In plenty of ways! Some ideas to start with:

  1. Add more data! The best way to do this is by GitHub pull request. While it’s not absolutely required, I would strongly request that if you do this, you follow these guidelines:
    1. Chase tails thoroughly. e.g. if you want to add the A-B theorem, but A is also part of the A-C conjecture, the D-A algorithm, etc., make sure to add those (and so on down the branches).
    2. Add as much data as you can find (leave minimal missing entries in the CSV files); try to at least exhaust Wikipedia’s resources.

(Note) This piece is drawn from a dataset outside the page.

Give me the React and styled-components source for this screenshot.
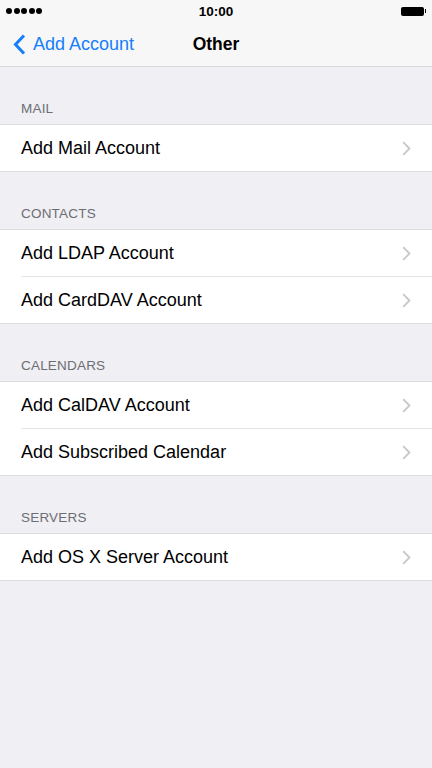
import React from "react";
import styled, { createGlobalStyle } from "styled-components";

const Global = createGlobalStyle`
  html, body {
    margin: 0;
    padding: 0;
    background: #efeff4;
    font-family: "Liberation Sans", Arial, sans-serif;
    -webkit-font-smoothing: antialiased;
  }
`;

const Screen = styled.div`
  width: 432px;
  min-height: 768px;
  background: #efeff4;
`;

const TopBar = styled.div`
  background: #f7f7f7;
  border-bottom: 1px solid #d8d8dc;
`;

const StatusBar = styled.div`
  height: 22px;
  display: flex;
  align-items: center;
  justify-content: space-between;
  padding: 0 6px;
  position: relative;
`;

const Signal = styled.div`
  display: flex;
  gap: 1.5px;
`;

const Dot = styled.span`
  width: 6px;
  height: 6px;
  border-radius: 50%;
  background: #000;
`;

const Time = styled.div`
  position: absolute;
  left: 0;
  right: 0;
  text-align: center;
  font-size: 13.5px;
  font-weight: bold;
  color: #000;
`;

const Battery = styled.div`
  display: flex;
  align-items: center;
  gap: 1px;
`;

const BatteryBody = styled.span`
  width: 23px;
  height: 9px;
  border-radius: 2px;
  background: #000;
`;

const BatteryTip = styled.span`
  width: 1.5px;
  height: 4px;
  background: #000;
`;

const NavBar = styled.div`
  height: 44px;
  display: flex;
  align-items: center;
  position: relative;
`;

const Back = styled.div`
  display: flex;
  align-items: center;
  gap: 7px;
  padding-left: 13px;
  color: #157efb;
  font-size: 18px;
  position: relative;
  z-index: 1;
`;

const Title = styled.div`
  position: absolute;
  left: 0;
  right: 0;
  text-align: center;
  font-size: 17.5px;
  font-weight: bold;
  color: #000;
`;

const Section = styled.div``;

const SectionHeader = styled.div`
  height: 57px;
  display: flex;
  align-items: flex-end;
  padding: 0 21px 8px;
  box-sizing: border-box;
  font-size: 13.5px;
  color: #6d6d72;
  letter-spacing: 0.2px;
`;

const Group = styled.div`
  background: #fff;
  border-top: 1px solid #dcdce0;
  border-bottom: 1px solid #dcdce0;
`;

const Row = styled.div`
  height: 46px;
  display: flex;
  align-items: center;
  justify-content: space-between;
  padding-right: 21px;
  margin-left: 21px;
  border-top: ${(p) => (p.first ? "none" : "1px solid #e4e4e8")};
  font-size: 18px;
  color: #000;
`;

const Chevron = () => (
  <svg width="9" height="15" viewBox="0 0 9 15">
    <path d="M1.2 1.2l6.3 6.3-6.3 6.3" fill="none" stroke="#c7c7cc" strokeWidth="1.8" />
  </svg>
);

const BackChevron = () => (
  <svg width="13" height="21" viewBox="0 0 13 21">
    <path d="M11 1.5L2.5 10.5 11 19.5" fill="none" stroke="#157efb" strokeWidth="3" />
  </svg>
);

const sections = [
  { title: "MAIL", items: ["Add Mail Account"] },
  { title: "CONTACTS", items: ["Add LDAP Account", "Add CardDAV Account"] },
  { title: "CALENDARS", items: ["Add CalDAV Account", "Add Subscribed Calendar"] },
  { title: "SERVERS", items: ["Add OS X Server Account"] },
];

export default function App() {
  return (
    <Screen>
      <Global />
      <TopBar>
        <StatusBar>
          <Signal>
            {[0, 1, 2, 3, 4].map((i) => (
              <Dot key={i} />
            ))}
          </Signal>
          <Time>10:00</Time>
          <Battery>
            <BatteryBody />
            <BatteryTip />
          </Battery>
        </StatusBar>
        <NavBar>
          <Back>
            <BackChevron />
            Add Account
          </Back>
          <Title>Other</Title>
        </NavBar>
      </TopBar>
      {sections.map((s) => (
        <Section key={s.title}>
          <SectionHeader>{s.title}</SectionHeader>
          <Group>
            {s.items.map((it, i) => (
              <Row key={it} first={i === 0}>
                {it}
                <Chevron />
              </Row>
            ))}
          </Group>
        </Section>
      ))}
    </Screen>
  );
}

    3. Please include open-access references in those fields.
  2. Help with graph layout! You may notice that there are lots of edge crossings in the plots above. I’ve played around with a variety of layout algorithms from the NetworkLayout.jl package, but none of them are quite satisfactory. If you’re handy with that sort of thing, feel free to help!
  3. Other visualization help! I have an alternative approach to graph visualization that you can see at Nodariety (GitHub repo here) that has some nice things about it; in particular the little popups with other information. Would be cool to figure out a non-laggy way to do that within GraphMakie…
  4. Try out other fun ideas for graph analysis and make PR’s with those functions!

I very much hope people might find this as rewarding of a hobby pursuit as I’ve found it to be, and would very much welcome any and all contributions! Please check out the issues on the repository for some more specific suggestions, as well!